Recommendations for Action

Given all these complex transformations underway, how can South Asian states meet the security challenges increasingly posed by climate change? The IMCCS South Asia report makes the following recommendations, accounting for the embedded interdependencies in the climate-water-energy-security nexus: 

  • Security actors in the region should fully integrate climate change projections and their cascading effects into security projections, planning, equipment acquisition and training.
  • Foreign policy actors in the region should actively seek to enshrine common environmental and climate security goals into regional agreements and practices.
  • Energy policy actors in the region should incorporate the systemic costs and externalities of human and state security into their policy calculus.
  • The region’s governments should assess and manage climate security risks and the energy-climate security nexus at national and regional levels, including by using existing regional platforms to coordinate data-sharing, planning, funding and emergency response. 
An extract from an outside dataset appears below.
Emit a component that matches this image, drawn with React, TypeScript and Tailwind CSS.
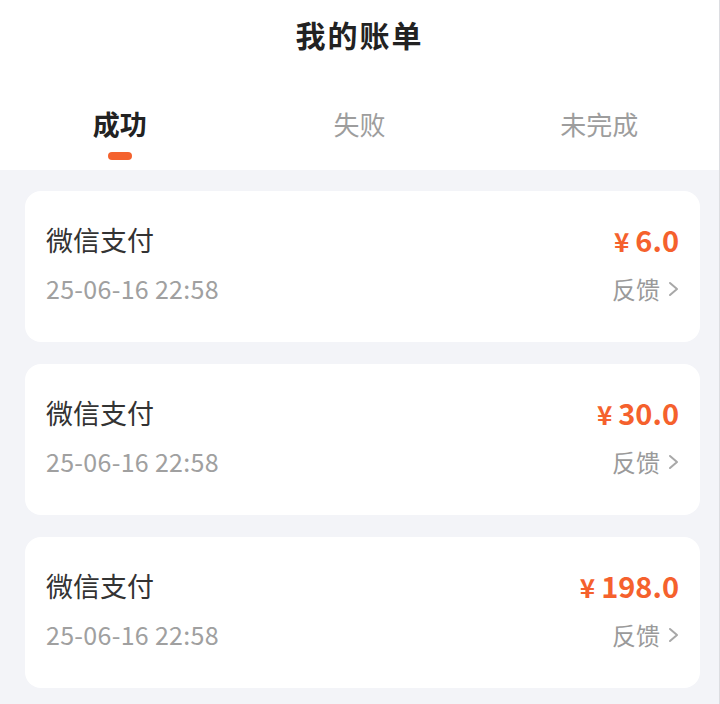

South Asia faces the triple challenge of regions still marked by persistent under-development and insecurity, populations competing for limited resources, and growing impacts of climate change. Governments seeking to address the first two must also consider the third. Without due consideration, climate change will continue to be a major threat multiplier, exacerbating existing tensions and diminishing the options for peaceful regional development. The region’s governments, all of which seek human and economic development for their citizens, could use the climate challenge as a means for a new paradigm of cooperation in South Asia.